A Balancing Act
Computer hardware continues to evolve at a rapid pace, leading to faster cores, smaller parts, and a huge boost in the availability of computational resources. In the world of CFD, high-performance computing (HPC) offers some significant advantages. You can run larger, more complex cases, which improve the accuracy of your results and provide deeper insight into your system. HPC also drives productivity by reducing simulation runtime and increasing throughput.
To take advantage of these benefits, software must keep pace with improvements in hardware. At Convergent Science, we hug the cusp of innovative technologies while ensuring the reliability and stability of our CONVERGE CFD software.
Leveraging the Cutting Edge
Convergent Science employs a team of HPC experts dedicated to improving the performance of CONVERGE on the latest computing hardware. In addition, we collaborate with several national laboratories and industry partners, including Argonne National Laboratory, Hewlett Packard Enterprise, Intel, Cray, and NVIDIA, to ensure CONVERGE scales well, to implement support for various MPI packages and CPU architectures, and to test CONVERGE on different HPC systems.
CONVERGE 3.0, the latest major release of our software, demonstrates the success of these efforts. With innovative strategies to make load balancing as efficient as possible, CONVERGE 3.0 scales linearly on thousands of cores.
It’s clear the CFD industry is moving toward a many-core architecture, and simulations are moving from a handful of cores to tens of thousands of cores. For clients who do not have the architecture to maintain and run a cluster themselves, we actively test and partner with cloud service providers. Cloud computing platforms offer affordable access to advanced computational resources that can be tailored to meet your simulation needs. CONVERGE is compatible with all major cloud providers for running highly parallel CFD simulations.
Increased Capability, Increased Capacity
The greater availability of computational resources allows you to run larger simulations and capture more complex phenomena, which offers benefits across the spectrum of application areas. For example, gas turbine simulations often contain hundreds of millions of cells. Running these cases on a low number of cores translates to extremely long runtimes, which are often unacceptable for fast-paced industry timelines. Using thousands of cores, however, you can obtain results in a reasonable amount of time, even for massive cases.
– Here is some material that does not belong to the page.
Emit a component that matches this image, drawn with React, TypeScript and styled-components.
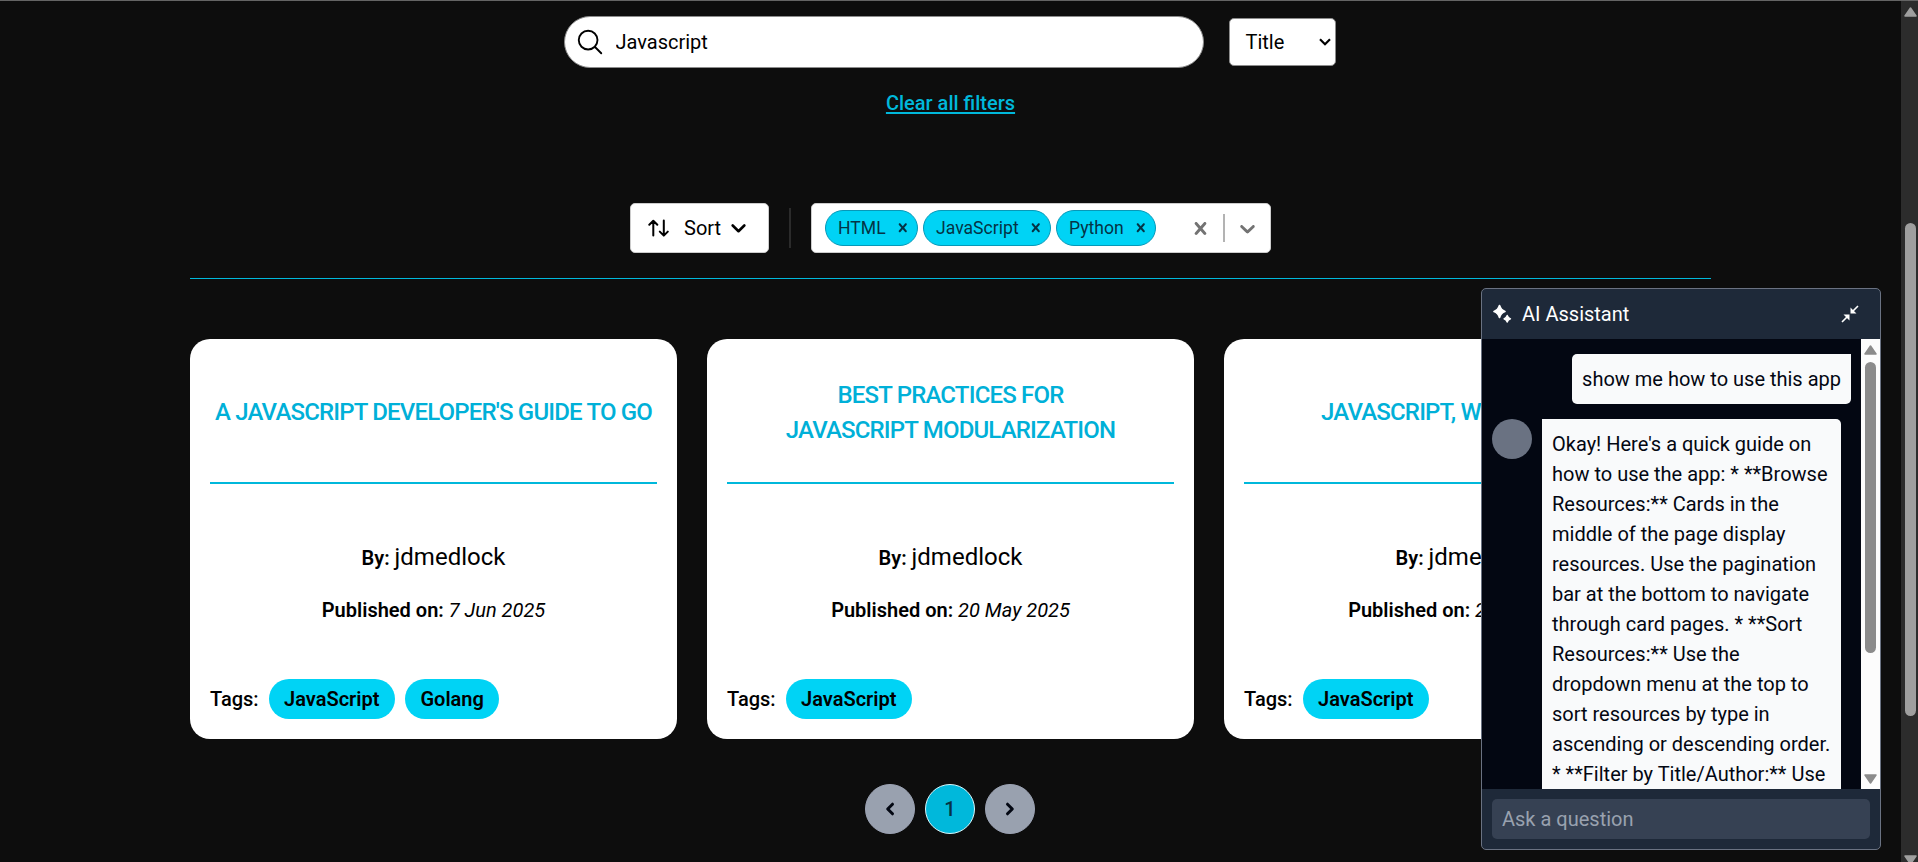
import React from "react";
import styled, { createGlobalStyle } from "styled-components";

const GlobalStyle = createGlobalStyle`
  *, *::before, *::after { box-sizing: border-box; }
  html, body { margin: 0; padding: 0; overflow: hidden; background: #0d0d0d; }
  body, input, button { font-family: Roboto, sans-serif; font-size: 20px; line-height: 30px; color: #000; }
  svg { display: block; flex: none; }
  h2, p { margin: 0; }
`;

const Window = styled.div`
  display: flex;
  height: 862px;
  border-top: 1px solid #646464;
  overflow: hidden;
`;

const Page = styled.main`
  flex: 1;
  display: flex;
  flex-direction: column;
  align-items: center;
  padding-top: 15px;
`;

const SearchRow = styled.div`
  display: flex;
  align-items: center;
  gap: 25px;
  height: 52px;
  margin-right: 1px;
`;

const SearchField = styled.label`
  display: flex;
  align-items: center;
  width: 640px;
  height: 52px;
  padding: 0 10px;
  border: 1px solid #8c8c8c;
  border-radius: 26px;
  background: #fff;
`;

const SearchInput = styled.input`
  flex: 1;
  margin-left: 10.5px;
  padding: 0;
  border: 0;
  outline: 0;
  background: transparent;
`;

const FieldSelect = styled.button`
  display: flex;
  align-items: center;
  justify-content: space-between;
  width: 107px;
  height: 48px;
  padding: 0 4px 0 15.5px;
  border: 1px solid #8c8c8c;
  border-radius: 5px;
  background: #fff;
`;

const ClearFilters = styled.a`
  margin-top: 20px;
  color: #00b8db;
  font-weight: 500;
  text-decoration: underline;
  text-decoration-thickness: 2px;
  text-underline-offset: 2px;
`;

const Toolbar = styled.div`
  display: flex;
  align-items: center;
  justify-content: center;
  gap: 20px;
  width: 1521px;
  height: 76px;
  margin-top: 85px;
  padding-bottom: 25px;
  border-bottom: 1px solid #00b8db;
`;

const Control = styled.div`
  display: flex;
  align-items: center;
  height: 50px;
  border: 1px solid #ccc;
  border-radius: 5px;
  background: #fff;
`;

const SortButton = styled(Control)`
  width: 139px;
  padding-left: 17px;
  gap: 10px;
  svg:first-child { margin-right: 4px; }
`;

const Rule = styled.span<{ $height: number; $color: string }>`
  width: 2px;
  height: ${(p) => p.$height}px;
  background: ${(p) => p.$color};
`;

const TagSelect = styled(Control)`
  width: 460px;
  padding: 0 10px 0 13px;
`;

const Chips = styled.div`
  flex: 1;
  display: flex;
  gap: 5px;
`;

const Chip = styled.span<{ $width: number }>`
  display: flex;
  align-items: center;
  justify-content: space-between;
  width: ${(p) => p.$width}px;
  height: 36px;
  padding: 0 6px 0 12px;
  border: 1px solid #0698b8;
  border-radius: 18px;
  background: #00d3f5;
  color: #053345;
  font-size: 17.6px;
`;

const Indicators = styled.div`
  display: flex;
  align-items: center;
  gap: 10px;
  color: #737373;
`;

const Cards = styled.section`
  display: grid;
  grid-template-columns: repeat(3, 487px);
  gap: 30px;
  margin-top: 60px;
`;

const Card = styled.article`
  display: flex;
  flex-direction: column;
  height: 400px;
  padding: 20px;
  border-radius: 20px;
  background: #fff;
  text-align: center;
`;

const CardTitle = styled.h2`
  display: flex;
  align-items: center;
  justify-content: center;
  height: 125px;
  padding-bottom: 16px;
  border-bottom: 2px solid #00b8db;
  color: #00b0d8;
  font-size: 24px;
  line-height: 35px;
  font-weight: 500;
  letter-spacing: -0.82px;
  white-space: pre-line;
`;

const Byline = styled.p`
  margin-top: 56px;
  line-height: 35px;
  b { font-weight: 600; }
  span { font-size: 24px; }
`;

const Published = styled.p`
  margin-top: 19px;
  b { font-weight: 600; }
`;

const TagList = styled.div`
  display: flex;
  align-items: center;
  gap: 10px;
  margin-top: auto;
  font-weight: 500;
`;

const Tag = styled.span`
  height: 40px;
  padding: 5px 15.5px;
  border-radius: 20px;
  background: #00d3f5;
  font-weight: 600;
`;

const Pagination = styled.nav`
  display: flex;
  gap: 10px;
  margin: 45px 1px 0 0;
`;

const PageButton = styled.button<{ $current?: boolean }>`
  display: flex;
  align-items: center;
  justify-content: center;
  width: 50px;
  height: 50px;
  padding: 0;
  border: 1px solid ${(p) => (p.$current ? "#d8f5fa" : "#9ca3b4")};
  border-radius: 50%;
  background: ${(p) => (p.$current ? "#00b8db" : "#99a1af")};
  color: ${(p) => (p.$current ? "#053345" : "#030712")};
  font-weight: 500;
`;

const Track = styled.div<{ $width: number; $color: string; $top: number }>`
  flex: none;
  display: flex;
  flex-direction: column;
  align-items: center;
  width: ${(p) => p.$width}px;
  padding-top: ${(p) => p.$top}px;
  background: ${(p) => p.$color};
`;

const Thumb = styled.span<{ $height: number; $above: number; $below: number; $color: string }>`
  flex: none;
  width: 11px;
  height: ${(p) => p.$height}px;
  margin: ${(p) => p.$above}px 0 ${(p) => p.$below}px;
  border-radius: 6px;
  background: ${(p) => p.$color};
`;

const PageTrack = styled(Track)`
  padding-left: 2px;
`;

const ChatPanel = styled.aside`
  position: fixed;
  left: 1481px;
  top: 288px;
  display: flex;
  flex-direction: column;
  width: 400px;
  height: 562px;
  border: 1px solid #6a7282;
  border-radius: 5px;
  background: #1e2939;
  overflow: hidden;
`;

const ChatHeader = styled.header`
  display: flex;
  align-items: center;
  height: 50px;
  padding: 0 20px 0 10px;
  color: #fff;
`;

const ChatTitle = styled.span`
  flex: 1;
  margin-left: 10px;
`;

const ChatBody = styled.div`
  display: flex;
  height: 450px;
  background: #030712;
`;

const Messages = styled.div`
  flex: 1;
  display: flex;
  flex-direction: column;
  gap: 15px;
  padding: 15px 10px 0;
  overflow: hidden;
`;

const UserBubble = styled.p`
  align-self: flex-end;
  padding: 10px;
  border-radius: 5px 0 5px 5px;
  background: #f9fafb;
  color: #030712;
  white-space: nowrap;
`;

const Reply = styled.div`
  display: flex;
  gap: 10px;
`;

const Avatar = styled.span`
  flex: none;
  width: 40px;
  height: 40px;
  border-radius: 50%;
  background: #6a7282;
`;

const ReplyBubble = styled.p`
  width: 299px;
  padding: 10px;
  border-radius: 0 5px 5px 5px;
  background: #f9fafb;
  color: #030712;
  white-space: pre;
`;

const ChatFooter = styled.footer`
  display: flex;
  padding: 10px;
`;

const QuestionInput = styled.input`
  width: 378px;
  height: 40px;
  padding: 0 10px;
  border: 0;
  border-radius: 5px;
  background: #364153;
  &::placeholder { color: #99a1af; opacity: 1; }
`;

const SearchIcon = () => (
  <svg width="30" height="30" viewBox="0 0 24 24" fill="none" stroke="#000" strokeWidth="1.5" strokeLinecap="round" strokeLinejoin="round">
    <path d="m21 21-5.197-5.197m0 0A7.5 7.5 0 1 0 5.196 5.196a7.5 7.5 0 0 0 10.607 10.607Z" />
  </svg>
);

const SelectArrow = () => (
  <svg width="12" height="8" viewBox="0 0 12 8" fill="none" stroke="#000" strokeWidth="2.2">
    <path d="M1 1.2 6 6.2 11 1.2" />
  </svg>
);

const SortIcon = () => (
  <svg width="22" height="18" viewBox="0 0 22 18" fill="none" stroke="#000" strokeWidth="2" strokeLinecap="round" strokeLinejoin="round">
    <path d="M1.300 5.700 5.300 1.700 9.300 5.700M5.300 2.200v14.400M15.800 1.600v14.400M11.800 12.600 15.800 16.600 19.800 12.600" />
  </svg>
);

const SortChevron = () => (
  <svg width="15" height="9" viewBox="0 0 15 9" fill="none" stroke="#000" strokeWidth="2.6" strokeLinecap="round" strokeLinejoin="round">
    <path d="M1.7 1.5 7.5 7.2 13.3 1.5" />
  </svg>
);

const CROSS =
  "M14.348 14.849c-0.469 0.469-1.229 0.469-1.697 0l-2.651-3.030-2.651 3.029c-0.469 0.469-1.229 0.469-1.697 0-0.469-0.469-0.469-1.229 0-1.697l2.758-3.15-2.759-3.152c-0.469-0.469-0.469-1.228 0-1.697s1.228-0.469 1.697 0l2.652 3.031 2.651-3.031c0.469-0.469 1.228-0.469 1.697 0s0.469 1.229 0 1.697l-2.758 3.152 2.758 3.15c0.469 0.469 0.469 1.229 0 1.698z";
const DOWN =
  "M4.516 7.548c0.436-0.446 1.043-0.481 1.576 0l3.908 3.747 3.908-3.747c0.533-0.481 1.141-0.446 1.574 0 0.436 0.445 0.408 1.197 0 1.615-0.406 0.418-4.695 4.502-4.695 4.502-0.217 0.223-0.502 0.335-0.787 0.335s-0.57-0.112-0.789-0.335c0 0-4.287-4.084-4.695-4.502s-0.436-1.17 0-1.615z";

const Glyph = ({ d, size }: { d: string; size: number }) => (
  <svg width={size} height={size} viewBox="0 0 20 20" fill="currentColor">
    <path d={d} />
  </svg>
);

const PageArrow = ({ next }: { next?: boolean }) => (
  <svg width="10" height="14" viewBox="0 0 10 14" fill="none" stroke="currentColor" strokeWidth="3" strokeLinecap="round" strokeLinejoin="round">
    <path d={next ? "M2.5 2.2 7.3 7 2.5 11.8" : "M7.5 2.2 2.7 7 7.5 11.8"} />
  </svg>
);

const SparkleIcon = () => (
  <svg width="20" height="20" viewBox="0 0 20 20" fill="#fff">
    <path d="M7.5 1.500Q8.800 6 13 7.500 8.800 9 7.500 13.500 6.200 9 2 7.500 6.200 6 7.500 1.500Z" stroke="#fff" strokeWidth="1.700" strokeLinejoin="round" />
    <path d="M15.200 11.500Q16 14 18.500 14.800 16 15.600 15.200 18 14.400 15.600 12 14.800 14.400 14 15.200 11.500Z" stroke="#fff" strokeWidth="1.400" strokeLinejoin="round" />
  </svg>
);

const ShrinkIcon = () => (
  <svg width="20" height="20" viewBox="0 0 20 20" fill="#fff" stroke="#fff" strokeWidth="1.6">
    <path d="M18 2 12 8M2 18 8 12" />
    <path d="M10.500 3.500V9.500H16.500ZM9.500 16.500V10.500H3.500Z" stroke="none" />
  </svg>
);

const ScrollArrow = ({ down, color }: { down?: boolean; color: string }) => (
  <svg width="13" height="10" viewBox="0 0 13 10" fill={color} stroke={color} strokeWidth="1.500" strokeLinejoin="round">
    <path d={down ? "M1 1H12L6.500 9Z" : "M1 9H12L6.500 1Z"} />
  </svg>
);

const chips = [
  { label: "HTML", width: 93 },
  { label: "JavaScript", width: 128 },
  { label: "Python", width: 100 },
];

const resources = [
  { title: "A JAVASCRIPT DEVELOPER'S GUIDE TO GO", date: "7 Jun 2025", tags: ["JavaScript", "Golang"] },
  { title: "BEST PRACTICES FOR\nJAVASCRIPT MODULARIZATION", date: "20 May 2025", tags: ["JavaScript"] },
  { title: "JAVASCRIPT, WHAT IS THIS?", date: "20 May 2025", tags: ["JavaScript"] },
];

const reply = `Okay! Here's a quick guide on
how to use the app: * **Browse
Resources:** Cards in the
middle of the page display
resources. Use the pagination
bar at the bottom to navigate
through card pages. * **Sort
Resources:** Use the
dropdown menu at the top to
sort resources by type in
ascending or descending order.
* **Filter by Title/Author:** Use`;

export default function App() {
  return (
    <>
      <GlobalStyle />
      <Window>
        <Page>
          <SearchRow>
            <SearchField>
              <SearchIcon />
              <SearchInput defaultValue="Javascript" />
            </SearchField>
            <FieldSelect>
              Title
              <SelectArrow />
            </FieldSelect>
          </SearchRow>
          <ClearFilters>Clear all filters</ClearFilters>
          <Toolbar>
            <SortButton>
              <SortIcon />
              Sort
              <SortChevron />
            </SortButton>
            <Rule $height={40} $color="#2b2b2b" />
            <TagSelect>
              <Chips>
                {chips.map((c) => (
                  <Chip key={c.label} $width={c.width}>
                    {c.label}
                    <Glyph d={CROSS} size={17.5} />
                  </Chip>
                ))}
              </Chips>
              <Indicators>
                <Glyph d={CROSS} size={25} />
                <Rule $height={28} $color="#b3b3b3" />
                <Glyph d={DOWN} size={25} />
              </Indicators>
            </TagSelect>
          </Toolbar>
          <Cards>
            {resources.map((r) => (
              <Card key={r.title}>
                <CardTitle>{r.title}</CardTitle>
                <Byline>
                  <b>By:</b> <span>jdmedlock</span>
                </Byline>
                <Published>
                  <b>Published on:</b> <i>{r.date}</i>
                </Published>
                <TagList>
                  Tags:
                  {r.tags.map((t) => (
                    <Tag key={t}>{t}</Tag>
                  ))}
                </TagList>
              </Card>
            ))}
          </Cards>
          <Pagination>
            <PageButton>
              <PageArrow />
            </PageButton>
            <PageButton $current>1</PageButton>
            <PageButton>
              <PageArrow next />
            </PageButton>
          </Pagination>
        </Page>
        <PageTrack $width={17} $color="#2c2c2c" $top={6}>
          <ScrollArrow color="#9f9f9f" />
          <Thumb $height={493} $above={206} $below={139} $color="#9f9f9f" />
          <ScrollArrow down color="#9f9f9f" />
        </PageTrack>
      </Window>
      <ChatPanel>
        <ChatHeader>
          <SparkleIcon />
          <ChatTitle>AI Assistant</ChatTitle>
          <ShrinkIcon />
        </ChatHeader>
        <ChatBody>
          <Messages>
            <UserBubble>show me how to use this app</UserBubble>
            <Reply>
              <Avatar />
              <ReplyBubble>{reply}</ReplyBubble>
            </Reply>
          </Messages>
          <Track $width={19} $color="#fcfcfc" $top={6}>
            <ScrollArrow color="#8b8b8b" />
            <Thumb $height={291} $above={7} $below={121} $color="#8b8b8b" />
            <ScrollArrow down color="#8b8b8b" />
          </Track>
        </ChatBody>
        <ChatFooter>
          <QuestionInput placeholder="Ask a question" />
        </ChatFooter>
      </ChatPanel>
    </>
  );
}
For internal combustion engines, with sufficient computational resources, you can run multiple engine cycles in a day for quick turnaround on geometry optimization, emissions studies, cyclic variability analysis, and other engine simulations. Running CONVERGE 3.0 on hundreds of cores, you can simulate more than 12 engine cycles in a single day!
|Cores||Time (h)||Speedup||Efficiency||Cells per core||Engine cycles per day|
Some applications require you to use a very fine mesh to, for example, resolve flame structures with large eddy simulations (LES) or resolve small gaps in pumps and compressors, which means a large overall cell count. Pairing CONVERGE 3.0 with the power of HPC accelerates these simulations, so that you don’t have to sacrifice accuracy for speed.